I watched these dual decision-making processes operate for four years at the State Department. As chief of staff for 27 months, I had a door adjoining the secretary of State's office. I read virtually every document he read. I read the intelligence briefings and spoke daily with people from all across government.

I knew that what I was observing was not what Congress intended when it passed the 1947 National Security Act. The law created the National Security Council — consisting of the president, vice president and the secretaries of State and Defense — to make sure the nation's vital national security decisions were thoroughly vetted. The NSC has often been expanded, depending on the president in office, to include the CIA director, the chairman of the Joint Chiefs of Staff, the Treasury secretary and others, and it has accumulated a staff of sometimes more than 100 people.

But many of the most crucial decisions from 2001 to 2005 were not made within the traditional NSC process.


We know much of this-- the stovepiping of intelligence, Don Rumsfeld setting up his own intelligence shop at the Pentagon, Dick Cheney making countless trips to Langley to browbeat the agency into giving him the intelligence he needed to sell the war he wanted-- but to hear it from somebody in the room is striking. The closing paragraphs sound like someone who is still protective of his boss. However, seeing how the worm has turned since his boss exited stage right, one must give this a level of creedence.

The administration's performance during its first four years would have been even worse without Powell's damage control. At least once a week, it seemed, Powell trooped over to the Oval Office and cleaned all the dog poop off the carpet. He held a youthful, inexperienced president's hand. He told him everything would be all right because he, the secretary of State, would fix it. And he did — everything from a serious crisis with China when a U.S. reconnaissance aircraft was struck by a Chinese F-8 fighter jet in April 2001, to the secretary's constant reassurances to European leaders following the bitter breach in relations over the Iraq war. It wasn't enough, of course, but it helped.
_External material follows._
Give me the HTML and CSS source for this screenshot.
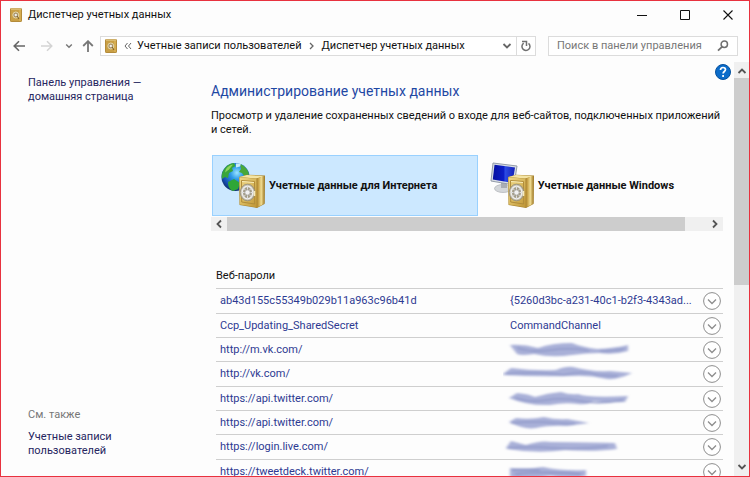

Today, we have a president whose approval rating is 38% and a vice president who speaks only to Rush Limbaugh and assembled military forces. We have a secretary of Defense presiding over the death-by-a-thousand-cuts of our overstretched armed forces (no surprise to ignored dissenters such as former Army Chief of Staff Gen. Eric Shinseki or former Army Secretary Thomas White).
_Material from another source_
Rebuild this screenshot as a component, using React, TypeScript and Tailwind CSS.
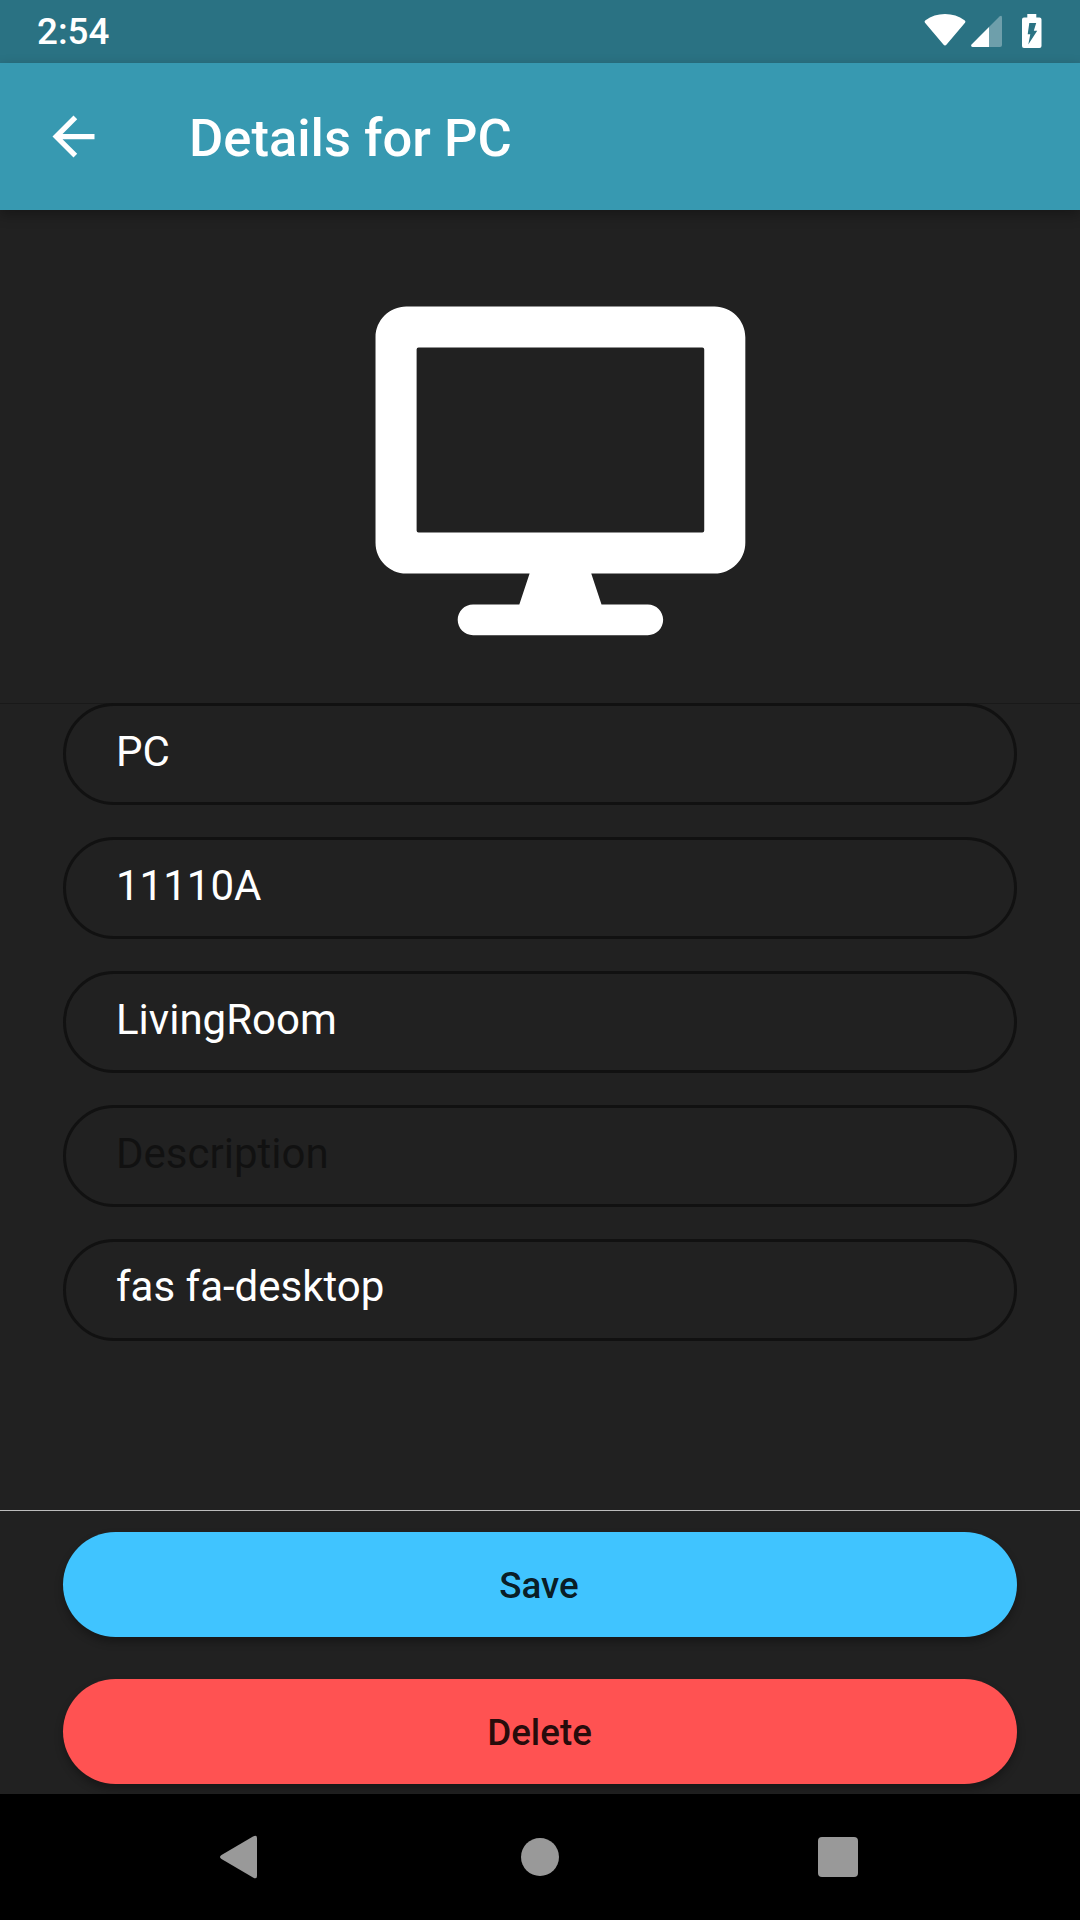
const fields = [
  { value: "PC", placeholder: false },
  { value: "11110A", placeholder: false },
  { value: "LivingRoom", placeholder: false },
  { value: "Description", placeholder: true },
  { value: "fas fa-desktop", placeholder: false },
];

function StatusBar() {
  return (
    <div className="flex h-[63px] shrink-0 items-start justify-between bg-[#2a7283] pl-[37px] pr-[38px] text-white">
      <span className="mt-[10px] text-[36.75px] leading-[44px] font-medium">2:54</span>
      <div className="mt-[14px] flex items-start">
        <svg className="h-[32px] w-[42px]" viewBox="0 0 42 33" preserveAspectRatio="none" fill="currentColor">
          <path d="M1.200 9.200Q-.2 7.800 1.500 6.500Q10 0 21 0T40.500 6.500Q42.200 7.800 40.800 9.200L22.600 31.500Q21 33.500 19.400 31.500Z" />
        </svg>
        <svg className="mt-px ml-[5px] h-[32px] w-[31px]" viewBox="0 0 31 32" fill="currentColor">
          <path d="M28.500 1.500Q31-.5 31 2.500V30Q31 32 29 32H18V12Z" opacity="0.32" />
          <path d="M18 12V32H1.500Q-1 31.500.8 29.200Z" />
        </svg>
        <svg className="ml-5 h-[34px] w-[20px]" viewBox="0 0 20 34">
          <path d="M5.300 0h9v3.500H17.500a2 2 0 0 1 2 2V32a2 2 0 0 1-2 2H2a2 2 0 0 1-2-2V5.500a2 2 0 0 1 2-2h3.300Z" fill="white" />
          <path d="M7.300 9h6.900l-2.400 7.800H15.200L6.300 30.500l2-10.300H5.700Z" fill="#2a7283" />
        </svg>
      </div>
    </div>
  );
}

function AppBar() {
  return (
    <header className="z-10 flex h-[147px] shrink-0 items-center bg-[#3799b1] pl-[42px] text-white shadow-[0_5px_12px_rgba(0,0,0,0.3)]">
      <svg className="h-[63px] w-[63px]" viewBox="0 0 24 24" fill="currentColor">
        <path d="M20 11H7.830l5.590-5.590L12 4l-8 8 8 8 1.410-1.410L7.830 13H20v-2z" />
      </svg>
      <h1 className="ml-[84px] pt-[2px] text-[52.5px] leading-[62px] font-medium">Details for PC</h1>
    </header>
  );
}

function DesktopIcon() {
  return (
    <svg className="ml-[42px] h-[330px] w-[372px]" viewBox="-0.8 -0.8 579.4 514" fill="white" fillRule="evenodd">
      <path d="M528 0H48C21.500 0 0 21.500 0 48v320c0 26.500 21.500 48 48 48h192l-16 48h-72c-13.300 0-24 10.700-24 24s10.700 24 24 24h272c13.300 0 24-10.700 24-24s-10.700-24-24-24h-72l-16-48h192c26.500 0 48-21.500 48-48V48c0-26.500-21.500-48-48-48zM509 352H67a3 3 0 0 1-3-3V67a3 3 0 0 1 3-3h442a3 3 0 0 1 3 3v282a3 3 0 0 1-3 3z" />
    </svg>
  );
}

function NavBar() {
  return (
    <nav className="flex h-[126px] shrink-0 items-center justify-between bg-black pr-[222px] pl-[219px]">
      <svg className="h-[44px] w-[39px]" viewBox="0 0 39 44" fill="#999999">
        <path d="M34 1.500Q38 -.8 38 3V41Q38 44.800 34 42.500L2.500 24Q-.5 22 2.500 20Z" />
      </svg>
      <div className="ml-[4px] h-[38px] w-[38px] rounded-full bg-[#999999]" />
      <div className="h-[40px] w-[40px] rounded-[4px] bg-[#999999]" />
    </nav>
  );
}

export default function App() {
  return (
    <div className="flex h-[1920px] w-[1080px] flex-col overflow-hidden bg-[#212121] font-['Roboto',sans-serif]">
      <StatusBar />
      <AppBar />
      <section className="flex h-[494px] shrink-0 justify-center border-b border-[#191919] pt-24">
        <DesktopIcon />
      </section>
      <main className="mt-[-1px] flex h-[807px] shrink-0 flex-col gap-8 px-[63px]">
        {fields.map((field) => (
          <div
            key={field.value}
            className="flex h-[102px] shrink-0 items-start rounded-full border-[3px] border-[#111111] pl-[50px] pt-[21px] text-[42px] leading-[49px] last:pt-5"
          >
            <span className={field.placeholder ? "text-[#111111]" : "text-white"}>{field.value}</span>
          </div>
        ))}
      </main>
      <footer className="flex h-[284px] shrink-0 flex-col gap-[42px] border-t border-[#bdbdbd] px-[63px] pt-[21px]">
        <button className="h-[105px] shrink-0 rounded-full bg-[#40c4ff] pt-[2px] pr-[2px] text-[36.75px] font-medium text-black/87 shadow-[0_5px_8px_rgba(0,0,0,0.3)]">
          Save
        </button>
        <button className="h-[105px] shrink-0 rounded-full bg-[#ff5252] pt-[2px] pr-px text-[36.75px] font-medium text-black/87 shadow-[0_5px_8px_rgba(0,0,0,0.3)]">
          Delete
        </button>
      </footer>
      <NavBar />
    </div>
  );
}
It's a disaster. Given the choice, I'd choose a frustrating bureaucracy over an efficient cabal every time.


Republicans don't like government; any one of them would tell you that. However, their solution to government appears not to be streamlining and ensuring a lack of corruption, but transforming government into oligarchy. That cannot be acceptable to any citizen who believes they live in a democracy under a Constitution that provides checks and balances.